• [Given task]: Identify the lines that contain the word "Output", then copy them.

## Start Dataset rows

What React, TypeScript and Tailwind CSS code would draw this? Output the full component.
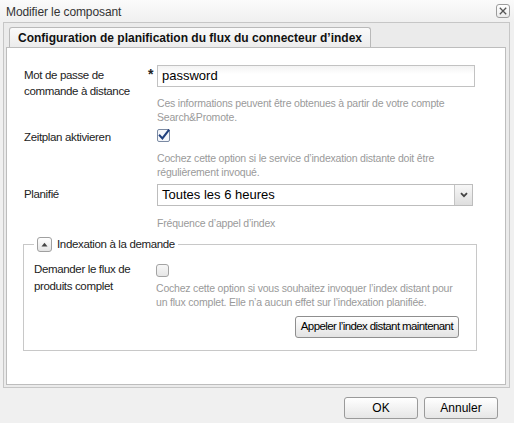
import React from 'react';

function Checked() {
  return (
    <svg width="13" height="13" viewBox="0 0 13 13">
      <rect x="0.5" y="0.5" width="12" height="12" rx="1.5" fill="#f4f6fa" stroke="#7b8aa3" />
      <path d="M2.8 6.6 L5.4 9.4 L11.6 1.4" fill="none" stroke="#1f3f7d" strokeWidth="2.1" strokeLinecap="square" />
    </svg>
  );
}

function Unchecked() {
  return (
    <div className="w-[13px] h-[13px] rounded-[3px] border border-[#a3a3a3] bg-gradient-to-b from-[#f7f7f7] to-[#e6e6e6]" />
  );
}

function Help({ children }: { children: React.ReactNode }) {
  return <div className="text-[10.5px] leading-[14px] tracking-[-0.2px] text-[#9a9a9a]">{children}</div>;
}

export default function App() {
  return (
    <div className="w-[514px] h-[423px] bg-[#f0f0f0] font-['Liberation_Sans',Arial,sans-serif] text-[12px] text-[#222] flex flex-col overflow-hidden">
      {/* title bar */}
      <div className="h-[22px] flex items-center justify-between pl-[6px] pr-[4px] bg-gradient-to-b from-[#fbfbfb] to-[#f0f0f0]">
        <span className="text-[12px] tracking-[-0.1px] text-[#333] mt-[1px]">Modifier le composant</span>
        <button className="w-[14px] h-[14px] border border-[#9c9c9c] rounded-[3px] bg-gradient-to-b from-white to-[#ececec] flex items-center justify-center">
          <svg width="8" height="8" viewBox="0 0 8 8">
            <path d="M0.8 0.8 L7.2 7.2 M7.2 0.8 L0.8 7.2" stroke="#555" strokeWidth="1.3" />
          </svg>
        </button>
      </div>

      {/* panel */}
      <div className="ml-[3px] w-[507px] h-[366px] border border-[#c6c6c6] bg-[#ebebeb] flex flex-col">
        {/* tab strip */}
        <div className="h-[24px] flex items-end pl-[5px]">
          <div className="h-[20px] px-[8px] flex items-center rounded-t-[3px] border border-b-0 border-[#b9b9b9] bg-gradient-to-b from-[#fafafa] to-[#ececec] font-bold text-[12px] text-[#111]">
            Configuration de planification du flux du connecteur d’index
          </div>
        </div>
        <div className="ml-[2px] w-[500px] h-[338px] border border-[#bdbdbd] bg-white pl-[17px] pt-[17px] text-[11.5px] tracking-[-0.35px]">
          {/* row 1 */}
          <div className="flex">
            <div className="w-[124px] leading-[16px] mt-[2px]">Mot de passe de commande à distance</div>
            <div className="w-[9px] text-[14px] leading-[10px] font-bold mt-[4px]">*</div>
            <div>
              <div className="w-[318px] h-[22px] border border-[#c2c2c2] bg-gradient-to-b from-[#f3f3f3] to-white to-[40%] flex items-center pl-[4px] text-[13px] tracking-normal text-black">
                password
              </div>
              <div className="mt-[9px] w-[318px]">
                <Help>Ces informations peuvent être obtenues à partir de votre compte Search&amp;Promote.</Help>
              </div>
            </div>
          </div>

          {/* row 2 */}
          <div className="flex mt-[5px]">
            <div className="w-[133px] leading-[16px] mt-[0px]">Zeitplan aktivieren</div>
            <div>
              <Checked />
              <div className="mt-[9px] w-[318px]">
                <Help>Cochez cette option si le service d’indexation distante doit être régulièrement invoqué.</Help>
              </div>
            </div>
          </div>

          {/* row 3 */}
          <div className="flex mt-[5px]">
            <div className="w-[133px] leading-[16px] mt-[2px]">Planifié</div>
            <div>
              <div className="w-[316px] h-[22px] border border-[#bdbdbd] bg-white flex">
                <div className="flex-1 flex items-center pl-[4px] text-[13px] tracking-normal text-black">Toutes les 6 heures</div>
                <div className="w-[18px] border-l border-[#c4c4c4] bg-gradient-to-b from-[#f7f7f7] to-[#dedede] flex items-center justify-center">
                  <svg width="8" height="6" viewBox="0 0 8 6">
                    <path d="M1 1.2 L4 4.2 L7 1.2" fill="none" stroke="#444" strokeWidth="1.8" />
                  </svg>
                </div>
              </div>
              <div className="mt-[10px]">
                <Help>Fréquence d’appel d’index</Help>
              </div>
            </div>
          </div>

          {/* fieldset */}
          <fieldset className="mt-[6px] ml-[-1px] w-[454px] border border-[#c8c8c8] pl-[10px] pb-[12px]">
            <legend className="px-[3px] flex items-center gap-[5px]">
              <span className="w-[15px] h-[15px] rounded-[3px] border border-[#a0a0a0] bg-gradient-to-b from-white to-[#e4e4e4] flex items-center justify-center">
                <svg width="7" height="5" viewBox="0 0 7 5">
                  <path d="M0.5 4.5 L3.5 0.8 L6.5 4.5 Z" fill="#444" />
                </svg>
              </span>
              <span className="leading-[16px]">Indexation à la demande</span>
            </legend>
            <div className="flex mt-[12px]">
              <div className="w-[122px] leading-[17px] mt-[-3px]">Demander le flux de produits complet</div>
              <div>
                <Unchecked />
                <div className="mt-[4px] w-[303px]">
                  <Help>Cochez cette option si vous souhaitez invoquer l’index distant pour un flux complet. Elle n’a aucun effet sur l’indexation planifiée.</Help>
                </div>
                <div className="flex justify-end mt-[7px]">
                  <button className="h-[22px] px-[5px] border border-[#8e8e8e] rounded-[3px] bg-gradient-to-b from-white to-[#e3e3e3] text-[11.5px] tracking-[-0.6px] text-black">
                    Appeler l’index distant maintenant
                  </button>
                </div>
              </div>
            </div>
          </fieldset>
        </div>
      </div>

      {/* footer buttons */}
      <div className="flex justify-end gap-[6px] pr-[16px] mt-[9px]">
        <button className="w-[74px] h-[22px] border border-[#9a9a9a] rounded-[3px] bg-gradient-to-b from-white to-[#e6e6e6] text-[12px] text-black">
          OK
        </button>
        <button className="w-[74px] h-[22px] border border-[#9a9a9a] rounded-[3px] bg-gradient-to-b from-white to-[#e6e6e6] text-[12px] text-black">
          Annuler
        </button>
      </div>
    </div>
  );
}
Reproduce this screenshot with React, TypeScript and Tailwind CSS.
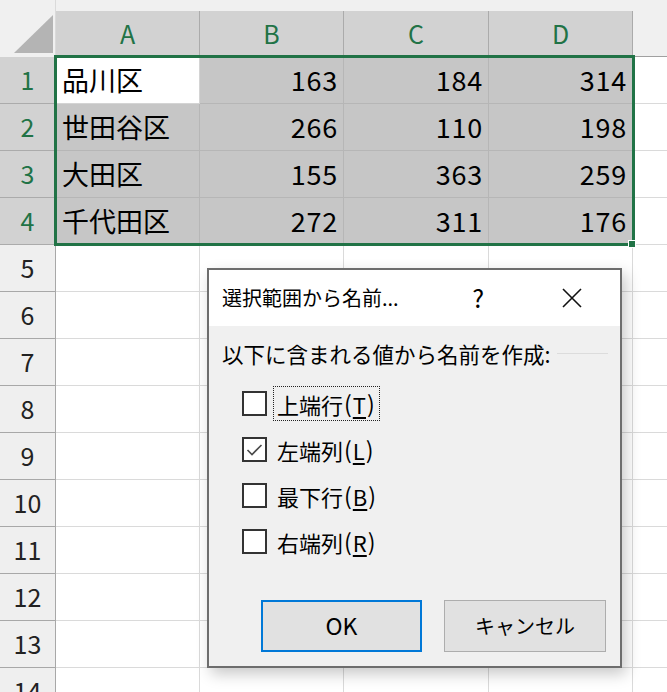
import React from 'react';

const FONT = { fontFamily: '"Noto Sans CJK JP", "Noto Sans", sans-serif' };

const COLS = ['A', 'B', 'C', 'D'];
const COL_W = ['w-[144px]', 'w-[144px]', 'w-[145px]', 'w-[144px]'];

const DATA: [string, number, number, number][] = [
  ['品川区', 163, 184, 314],
  ['世田谷区', 266, 110, 198],
  ['大田区', 155, 363, 259],
  ['千代田区', 272, 311, 176],
];

function HeaderRow() {
  return (
    <div className="flex h-[57px]">
      {/* corner with the select-all triangle */}
      <div className="relative w-[56px] shrink-0 border-r border-[#dadada] bg-[#f0f0f0]">
        <svg className="absolute left-0 top-0" width="56" height="57" viewBox="0 0 56 57">
          <polygon points="14,53 53,53 53,15" fill="#b4b4b4" />
        </svg>
      </div>
      <div className="flex flex-col">
        <div className="h-[11px] bg-[#f0f0f0]" />
        <div className="flex h-[46px]">
          {COLS.map((c, i) => (
            <div
              key={c}
              className={`${COL_W[i]} flex items-center justify-center border-r border-[#ababab] bg-[#d2d2d2] text-[25px] text-[#217346]`}
            >
              {c}
            </div>
          ))}
        </div>
      </div>
      <div className="flex-1 border-b border-[#a0a0a0] bg-[#f0f0f0]" />
    </div>
  );
}

function DataRow({ n, row }: { n: number; row?: [string, number, number, number] }) {
  const selected = !!row;
  return (
    <div className="flex h-[47px]">
      <div
        className={`flex w-[56px] shrink-0 items-center justify-center border-b border-r text-[25px] ${
          selected
            ? 'border-[#ababab] bg-[#d2d2d2] text-[#217346]'
            : 'border-[#a8a8a8] bg-[#efefef] text-[#222]'
        }`}
      >
        {n}
      </div>
      {COLS.map((c, i) => {
        const active = n === 1 && i === 0;
        const val = row ? (i === 0 ? row[0] : row[i]) : '';
        return (
          <div
            key={c}
            className={`${COL_W[i]} flex items-center border-b border-r text-[27px] text-black ${
              selected
                ? active
                  ? 'border-[#d4d4d4] bg-white'
                  : 'border-[#b6b6b6] bg-[#c6c6c6]'
                : 'border-[#dadada] bg-white'
            } ${i === 0 ? 'justify-start pl-[6px]' : 'justify-end pr-[5px] tracking-[0.8px]'}`}
          >
            {val}
          </div>
        );
      })}
      <div className="flex-1 border-b border-[#dadada] bg-white" />
    </div>
  );
}

function CheckRow({
  label,
  mn,
  checked,
  focused,
}: {
  label: string;
  mn: string;
  checked?: boolean;
  focused?: boolean;
}) {
  return (
    <div className="flex h-[46px] items-center">
      <div className="flex h-[25px] w-[25px] items-center justify-center border-2 border-[#333] bg-white">
        {checked && (
          <svg width="17" height="14" viewBox="0 0 17 14">
            <polyline points="1.5,7 6,11.5 15.5,2" fill="none" stroke="#4a4a4a" strokeWidth="1.6" />
          </svg>
        )}
      </div>
      <div
        className={`ml-[7px] flex h-[33px] items-center px-[3px] text-[22px] leading-none text-black ${
          focused ? 'outline-1 outline-dotted outline-[#222]' : ''
        }`}
      >
        {label}
        <span className="px-[1px] text-[23px]">(</span>
        <span className="underline underline-offset-[3px]">{mn}</span>
        <span className="px-[1px] text-[23px]">)</span>
      </div>
    </div>
  );
}

function Dialog() {
  return (
    <div className="absolute left-[207px] top-[268px] flex h-[400px] w-[415px] flex-col border-2 border-[#6d6d6d] bg-[#f0f0f0] shadow-[4px_6px_14px_rgba(0,0,0,0.22)]">
      <div className="flex h-[56px] items-center bg-white text-[20px] text-black">
        <span className="ml-[13px]">選択範囲から名前...</span>
        <span className="ml-auto mr-[78px] text-[25px]">?</span>
        <svg className="mr-[38px]" width="20" height="20" viewBox="0 0 20 20">
          <path d="M1 1 L19 19 M19 1 L1 19" stroke="#111" strokeWidth="1.6" />
        </svg>
      </div>
      <div className="flex items-center pl-[13px] pt-[17px] text-[21.5px] leading-none text-black">
        <span>以下に含まれる値から名前を作成:</span>
        <div className="ml-[7px] mr-[12px] h-px flex-1 bg-[#dcdcdc]" />
      </div>
      <div className="ml-[33px] mt-[16px] flex flex-col">
        <CheckRow label="上端行" mn="T" focused />
        <CheckRow label="左端列" mn="L" checked />
        <CheckRow label="最下行" mn="B" />
        <CheckRow label="右端列" mn="R" />
      </div>
      <div className="ml-[52px] mt-[35px] flex gap-[22px]">
        <button className="flex h-[52px] w-[161px] items-center justify-center border-2 border-[#0078d7] bg-[#e1e1e1] text-[23px] text-black">
          OK
        </button>
        <button className="flex h-[52px] w-[162px] items-center justify-center border border-[#adadad] bg-[#e1e1e1] text-[20px] text-black">
          キャンセル
        </button>
      </div>
    </div>
  );
}

export default function App() {
  const rows = Array.from({ length: 14 }, (_, i) => i + 1);
  return (
    <div className="relative h-[692px] w-[667px] overflow-hidden bg-white" style={FONT}>
      <HeaderRow />
      {rows.map((n) => (
        <DataRow key={n} n={n} row={DATA[n - 1]} />
      ))}

      {/* selection frame and fill handle */}
      <div className="pointer-events-none absolute left-[54px] top-[55px] h-[191px] w-[581px] border-[3px] border-[#217346]" />
      <div className="absolute left-[628px] top-[240px] h-[8px] w-[8px] border border-white bg-[#217346]" />

      <Dialog />
    </div>
  );
}
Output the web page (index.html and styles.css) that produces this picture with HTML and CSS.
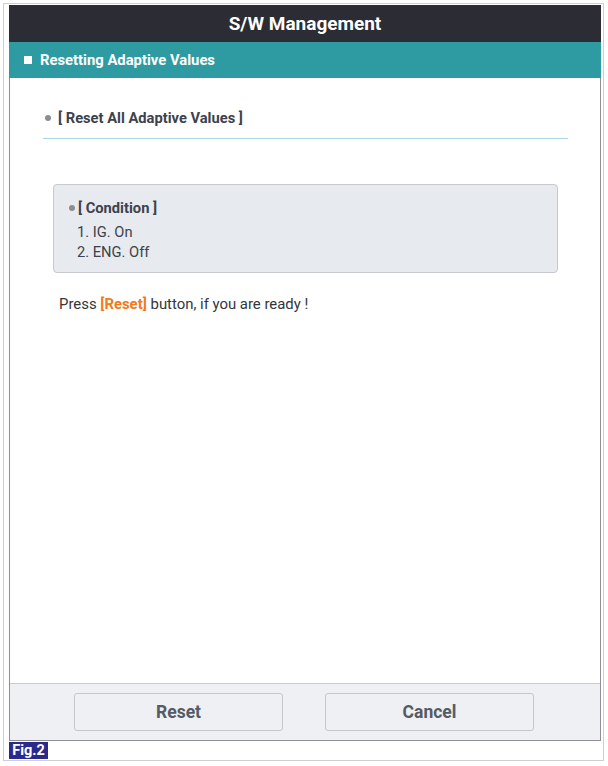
FILE: index.html
```html
<!DOCTYPE html>
<html>
<head>
<meta charset="utf-8">
<link rel="stylesheet" href="styles.css">
</head>
<body>
<div class="frame">
  <div class="panel">
    <div class="title">S/W Management</div>
    <div class="section"><span class="sq"></span>Resetting Adaptive Values</div>
    <div class="body">
      <div class="heading"><span class="dot"></span>[ Reset All Adaptive Values ]</div>
      <div class="cond">
        <div class="cond-title"><span class="dot"></span>[ Condition ]</div>
        <div class="item">1. IG. On</div>
        <div class="item">2. ENG. Off</div>
      </div>
      <div class="press">Press <span class="hl">[Reset]</span> button, if you are ready !</div>
    </div>
    <div class="footer">
      <div class="btn">Reset</div>
      <div class="btn">Cancel</div>
    </div>
  </div>
  <div class="fig">Fig.2</div>
</div>
</body>
</html>
```

FILE: styles.css
```css
html, body {
  margin: 0;
  padding: 0;
  background: #ffffff;
}
body {
  font-family: Roboto, "Liberation Sans", sans-serif;
}
.frame {
  margin: 3px;
  width: 601px;
  height: 758px;
  box-sizing: border-box;
  border: 1px solid #cfcfcf;
  padding: 1px 2px 0 5px;
}
.panel {
  width: 592px;
  height: 736px;
  box-sizing: border-box;
  border: 1px solid #8e9096;
  border-top: none;
  display: flex;
  flex-direction: column;
}
.title {
  height: 37px;
  background: #2b2c34;
  color: #ffffff;
  font-weight: bold;
  font-size: 19px;
  display: flex;
  align-items: center;
  justify-content: center;
  margin: 0 -1px;
}
.section {
  height: 36px;
  background: #2e9ba2;
  color: #ffffff;
  font-weight: bold;
  font-size: 14.8px;
  display: flex;
  align-items: center;
  padding-left: 15px;
  margin: 0 -1px;
}
.sq {
  width: 8px;
  height: 8px;
  background: #ffffff;
  margin-right: 8px;
}
.body {
  flex: 1;
  background: #ffffff;
  padding: 31px 32px 0 33px;
}
.heading {
  display: flex;
  align-items: center;
  font-weight: bold;
  font-size: 14.7px;
  color: #3d424c;
  padding-left: 2px;
  height: 18px;
  padding-bottom: 11px;
  border-bottom: 1px solid #a9d6e2;
}
.dot {
  width: 6px;
  height: 6px;
  border-radius: 50%;
  background: #8a8d93;
  margin-right: 7px;
  flex: none;
}
.cond {
  margin: 45px 10px 0 10px;
  height: 89px;
  box-sizing: border-box;
  background: #e7eaee;
  border: 1px solid #c6c9ce;
  border-radius: 4px;
  padding: 14px 0 0 15px;
  font-size: 14.7px;
  color: #3d424c;
}
.cond-title {
  display: flex;
  align-items: center;
  font-weight: bold;
  height: 18px;
  margin-bottom: 6px;
}
.cond-title .dot {
  margin-right: 3px;
}
.item {
  height: 20px;
  line-height: 18px;
  padding-left: 8px;
}
.press {
  margin: 22px 0 0 16px;
  font-size: 14.9px;
  color: #33363c;
}
.hl {
  color: #f07b1e;
  font-weight: bold;
}
.footer {
  height: 57px;
  box-sizing: border-box;
  background: #eef0f3;
  border-top: 1px solid #c9ccd0;
  display: flex;
  align-items: center;
  justify-content: center;
  gap: 42px;
  padding-right: 2px;
}
.btn {
  width: 209px;
  height: 38px;
  box-sizing: border-box;
  border: 1px solid #c4c7cc;
  border-radius: 3px;
  display: flex;
  align-items: center;
  justify-content: center;
  font-weight: bold;
  font-size: 17.5px;
  color: #555b64;
}
.fig {
  width: 39px;
  height: 17px;
  background: #2a2a8c;
  color: #ffffff;
  font-weight: bold;
  font-size: 14.5px;
  display: flex;
  align-items: center;
  justify-content: center;
  margin-top: 1px;
}
```
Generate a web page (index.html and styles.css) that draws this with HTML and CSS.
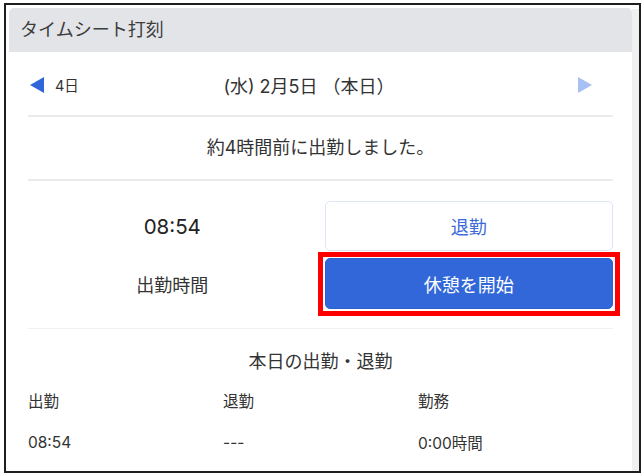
FILE: index.html
```html
<!DOCTYPE html>
<html lang="ja">
<head>
<meta charset="utf-8">
<title>タイムシート打刻</title>
<link rel="stylesheet" href="styles.css">
</head>
<body>
<div class="frame">
  <div class="card">
    <div class="card-header">タイムシート打刻</div>
    <div class="card-body">
      <div class="date-row">
        <a class="nav prev" href="#">
          <svg width="14" height="16" viewBox="0 0 14 16"><polygon points="0,8 14,0 14,16" fill="#2f66d9"/></svg>
          <span>4日</span>
        </a>
        <div class="date-title">(水) 2月5日 （本日）</div>
        <a class="nav next" href="#">
          <svg width="14" height="16" viewBox="0 0 14 16"><polygon points="0,0 14,8 0,16" fill="#a7c0f4"/></svg>
        </a>
      </div>
      <div class="message">約4時間前に出勤しました。</div>
      <div class="punch">
        <div class="punch-time">08:54</div>
        <button class="btn btn-outline">退勤</button>
        <div class="punch-label">出勤時間</div>
        <div class="highlight">
          <button class="btn btn-primary">休憩を開始</button>
        </div>
      </div>
      <div class="summary">
        <div class="summary-title">本日の出勤・退勤</div>
        <div class="summary-grid">
          <div class="th">出勤</div>
          <div class="th">退勤</div>
          <div class="th">勤務</div>
          <div class="td">08:54</div>
          <div class="td">---</div>
          <div class="td">0:00時間</div>
        </div>
      </div>
    </div>
  </div>
  <div class="side-strip"></div>
</div>
</body>
</html>
```

FILE: styles.css
```css
* { box-sizing: border-box; }

html, body {
  margin: 0;
  padding: 0;
  background: #ffffff;
}

body {
  padding: 3px 1px 0 4px;
  font-family: "Inter", "Noto Sans CJK JP", sans-serif;
  color: #333333;
}

.frame {
  display: flex;
  width: 637px;
  height: 470px;
  border: 2px solid #1e1e1e;
  overflow: hidden;
  background: #ffffff;
}

.card {
  width: 623px;
  margin: 3px 0 0 3px;
  background: #ffffff;
  flex: none;
}

.side-strip {
  flex: 1;
  margin-top: 4px;
  background: #f0f0f0;
}

.card-header {
  height: 44px;
  background: #e2e4e8;
  border-radius: 5px 5px 0 0;
  padding: 0 0 5px 11px;
  display: flex;
  align-items: center;
  font-size: 18px;
  color: #3c3c3c;
  font-family: "Noto Sans CJK JP", sans-serif;
}

.card-body {
  padding: 0 19px;
}

.date-row {
  height: 65px;
  display: grid;
  grid-template-columns: 1fr auto 1fr;
  align-items: center;
  border-bottom: 2px solid #ebebeb;
  padding: 2px 21px 0 2px;
}

.nav {
  display: flex;
  align-items: center;
  gap: 11px;
  text-decoration: none;
  color: #333333;
  font-size: 14.5px;
}

.nav.next { justify-self: end; }

.date-title {
  font-size: 18px;
  padding-right: 4px;
}

.message {
  height: 64px;
  display: flex;
  align-items: center;
  justify-content: center;
  font-size: 18px;
  border-bottom: 2px solid #ebebeb;
  padding-bottom: 5px;
}

.punch {
  display: grid;
  grid-template-columns: 1fr 1fr;
  grid-template-rows: 50px 51px;
  column-gap: 8px;
  row-gap: 7px;
  padding: 20px 0 19px;
  border-bottom: 1px solid #f1f1f1;
  align-items: center;
}

.punch-time {
  text-align: center;
  font-size: 20.5px;
  font-weight: 400;
  color: #222222;
}

.punch-label {
  text-align: center;
  font-size: 18px;
}

.btn {
  width: 100%;
  height: 100%;
  border-radius: 5px;
  font-family: "Noto Sans CJK JP", sans-serif;
  font-size: 18px;
  cursor: pointer;
}

.btn-outline {
  background: #ffffff;
  border: 1.5px solid #dde5f6;
  color: #3a6ad8;
}

.btn-primary {
  background: #3167d8;
  border: 1px solid #2c60cf;
  color: #ffffff;
}

.highlight {
  position: relative;
  height: 100%;
}

.highlight::after {
  content: "";
  position: absolute;
  inset: -6px -7px -7px -7px;
  border: 5px solid #ff0000;
  pointer-events: none;
}

.summary {
  padding-top: 22px;
}

.summary-title {
  text-align: center;
  font-size: 18px;
  line-height: 22px;
}

.summary-grid {
  display: grid;
  grid-template-columns: 1fr 1fr 1fr;
  grid-template-rows: 40px 44px;
  align-items: center;
  margin-top: 7px;
}

.th {
  font-size: 15.5px;
}

.td {
  font-size: 15.5px;
}
```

## End Dataset rows

• [Final answer]:
What React, TypeScript and Tailwind CSS code would draw this? Output the full component.
Output the web page (index.html and styles.css) that produces this picture with HTML and CSS.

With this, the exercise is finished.